* _WRITTEN EXERCISE_
Each line of the data that includes the string "this" is to be copied out.

========

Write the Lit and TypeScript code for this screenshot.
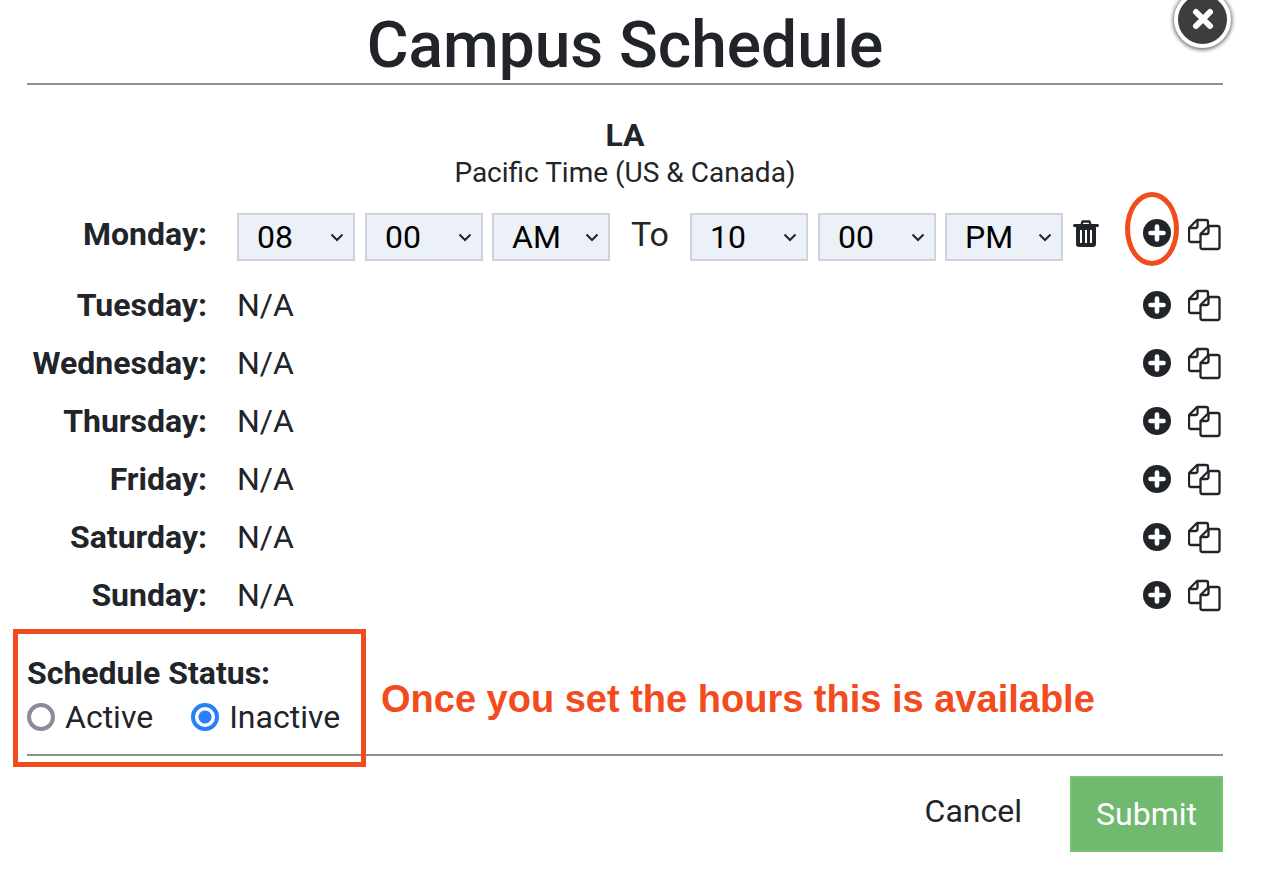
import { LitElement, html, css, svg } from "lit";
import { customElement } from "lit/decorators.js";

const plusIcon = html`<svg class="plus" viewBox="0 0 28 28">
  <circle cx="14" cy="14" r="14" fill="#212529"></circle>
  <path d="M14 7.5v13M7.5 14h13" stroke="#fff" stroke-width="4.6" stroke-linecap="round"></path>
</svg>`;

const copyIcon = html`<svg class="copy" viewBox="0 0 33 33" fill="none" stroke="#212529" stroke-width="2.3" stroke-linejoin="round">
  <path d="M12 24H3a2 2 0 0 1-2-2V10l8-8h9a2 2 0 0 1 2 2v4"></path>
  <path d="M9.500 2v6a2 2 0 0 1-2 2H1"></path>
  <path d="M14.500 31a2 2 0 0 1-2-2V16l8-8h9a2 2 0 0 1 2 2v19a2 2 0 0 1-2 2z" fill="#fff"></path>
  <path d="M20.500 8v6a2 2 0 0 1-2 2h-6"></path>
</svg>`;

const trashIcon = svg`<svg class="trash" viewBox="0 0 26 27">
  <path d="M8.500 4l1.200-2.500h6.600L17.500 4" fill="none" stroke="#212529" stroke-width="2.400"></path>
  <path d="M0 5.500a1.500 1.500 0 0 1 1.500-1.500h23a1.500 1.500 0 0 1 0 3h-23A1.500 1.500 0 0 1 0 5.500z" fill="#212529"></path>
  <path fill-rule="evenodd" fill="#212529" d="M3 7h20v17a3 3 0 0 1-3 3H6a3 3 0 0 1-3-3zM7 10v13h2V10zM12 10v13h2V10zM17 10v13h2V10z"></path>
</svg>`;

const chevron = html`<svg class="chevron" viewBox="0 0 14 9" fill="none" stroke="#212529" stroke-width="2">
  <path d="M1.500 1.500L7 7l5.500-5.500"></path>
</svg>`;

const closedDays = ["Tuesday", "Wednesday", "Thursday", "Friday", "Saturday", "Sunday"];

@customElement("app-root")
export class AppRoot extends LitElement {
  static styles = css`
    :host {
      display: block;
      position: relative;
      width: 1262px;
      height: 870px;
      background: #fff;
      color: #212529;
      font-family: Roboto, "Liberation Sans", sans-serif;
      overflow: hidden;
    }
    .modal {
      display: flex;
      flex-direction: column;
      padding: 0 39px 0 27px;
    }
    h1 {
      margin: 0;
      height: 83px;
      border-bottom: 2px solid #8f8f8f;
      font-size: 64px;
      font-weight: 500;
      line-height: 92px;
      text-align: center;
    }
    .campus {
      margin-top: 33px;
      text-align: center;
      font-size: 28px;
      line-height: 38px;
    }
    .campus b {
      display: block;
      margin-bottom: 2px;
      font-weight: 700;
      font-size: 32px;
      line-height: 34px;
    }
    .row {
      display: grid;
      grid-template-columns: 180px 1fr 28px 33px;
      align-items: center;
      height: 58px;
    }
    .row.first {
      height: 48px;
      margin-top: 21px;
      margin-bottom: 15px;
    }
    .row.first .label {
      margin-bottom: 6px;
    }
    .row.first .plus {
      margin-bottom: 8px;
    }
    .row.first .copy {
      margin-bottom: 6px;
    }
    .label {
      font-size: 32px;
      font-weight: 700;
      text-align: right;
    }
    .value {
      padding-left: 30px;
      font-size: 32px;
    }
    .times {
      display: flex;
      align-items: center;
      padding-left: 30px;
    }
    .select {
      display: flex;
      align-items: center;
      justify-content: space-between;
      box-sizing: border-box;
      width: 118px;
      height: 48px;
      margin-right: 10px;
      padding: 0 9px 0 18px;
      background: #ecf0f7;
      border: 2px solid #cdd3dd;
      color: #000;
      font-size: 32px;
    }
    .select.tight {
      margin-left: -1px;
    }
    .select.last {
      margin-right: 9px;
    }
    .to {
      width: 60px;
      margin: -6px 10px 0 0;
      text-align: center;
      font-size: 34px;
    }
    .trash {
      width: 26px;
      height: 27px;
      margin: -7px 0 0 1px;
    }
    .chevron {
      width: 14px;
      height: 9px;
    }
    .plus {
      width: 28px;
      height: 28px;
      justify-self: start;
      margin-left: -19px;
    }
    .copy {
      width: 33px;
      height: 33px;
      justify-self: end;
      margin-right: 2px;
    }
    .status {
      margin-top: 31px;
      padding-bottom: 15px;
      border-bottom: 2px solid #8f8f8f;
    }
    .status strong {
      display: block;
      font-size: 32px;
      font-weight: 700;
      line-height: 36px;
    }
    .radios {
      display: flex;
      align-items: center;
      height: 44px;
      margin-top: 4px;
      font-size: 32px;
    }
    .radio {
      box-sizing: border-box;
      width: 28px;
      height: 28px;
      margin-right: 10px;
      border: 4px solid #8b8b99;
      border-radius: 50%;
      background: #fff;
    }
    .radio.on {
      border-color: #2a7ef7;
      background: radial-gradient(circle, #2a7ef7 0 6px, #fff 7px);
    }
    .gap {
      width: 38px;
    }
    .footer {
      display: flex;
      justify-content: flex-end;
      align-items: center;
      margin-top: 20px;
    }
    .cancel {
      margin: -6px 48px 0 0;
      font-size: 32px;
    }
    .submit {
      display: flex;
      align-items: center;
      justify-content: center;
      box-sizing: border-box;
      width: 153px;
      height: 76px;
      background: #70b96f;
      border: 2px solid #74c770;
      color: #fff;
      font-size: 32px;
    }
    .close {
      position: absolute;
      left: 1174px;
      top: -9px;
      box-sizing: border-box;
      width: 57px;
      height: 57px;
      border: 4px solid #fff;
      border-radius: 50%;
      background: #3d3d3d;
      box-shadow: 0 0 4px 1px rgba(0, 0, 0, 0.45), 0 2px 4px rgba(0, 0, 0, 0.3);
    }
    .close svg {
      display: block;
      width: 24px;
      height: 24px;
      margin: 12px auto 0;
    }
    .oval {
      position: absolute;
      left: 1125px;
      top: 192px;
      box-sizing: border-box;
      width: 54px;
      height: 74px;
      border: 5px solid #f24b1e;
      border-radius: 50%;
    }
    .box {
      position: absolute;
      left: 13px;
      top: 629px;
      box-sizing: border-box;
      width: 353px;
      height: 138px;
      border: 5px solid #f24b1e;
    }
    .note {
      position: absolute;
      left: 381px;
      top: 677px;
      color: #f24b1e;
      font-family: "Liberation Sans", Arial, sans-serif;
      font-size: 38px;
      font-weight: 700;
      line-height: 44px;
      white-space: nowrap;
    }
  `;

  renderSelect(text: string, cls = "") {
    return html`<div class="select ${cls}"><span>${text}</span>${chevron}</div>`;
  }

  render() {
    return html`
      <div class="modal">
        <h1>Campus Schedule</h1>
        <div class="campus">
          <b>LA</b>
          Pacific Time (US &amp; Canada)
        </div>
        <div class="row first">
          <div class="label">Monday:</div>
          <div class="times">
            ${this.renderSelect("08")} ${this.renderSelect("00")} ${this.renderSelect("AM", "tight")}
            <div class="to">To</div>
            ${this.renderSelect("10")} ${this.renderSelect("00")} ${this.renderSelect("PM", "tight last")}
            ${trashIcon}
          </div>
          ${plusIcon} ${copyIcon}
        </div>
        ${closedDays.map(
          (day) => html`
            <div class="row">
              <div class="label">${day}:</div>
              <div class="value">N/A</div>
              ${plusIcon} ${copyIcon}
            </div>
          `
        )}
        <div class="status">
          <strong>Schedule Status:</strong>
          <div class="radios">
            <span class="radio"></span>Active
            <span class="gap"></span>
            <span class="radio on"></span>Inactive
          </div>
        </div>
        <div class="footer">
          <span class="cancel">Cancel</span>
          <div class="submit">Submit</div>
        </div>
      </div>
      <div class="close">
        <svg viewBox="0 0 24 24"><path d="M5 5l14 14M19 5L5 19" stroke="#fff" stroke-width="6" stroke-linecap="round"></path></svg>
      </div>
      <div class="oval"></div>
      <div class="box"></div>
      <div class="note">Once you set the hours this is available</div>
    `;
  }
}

========

* _COMPLETE ANSWER_
Write the Lit and TypeScript code for this screenshot.
            ${this.renderSelect("08")} ${this.renderSelect("00")} ${this.renderSelect("AM", "tight")}
            ${this.renderSelect("10")} ${this.renderSelect("00")} ${this.renderSelect("PM", "tight last")}
      <div class="note">Once you set the hours this is available</div>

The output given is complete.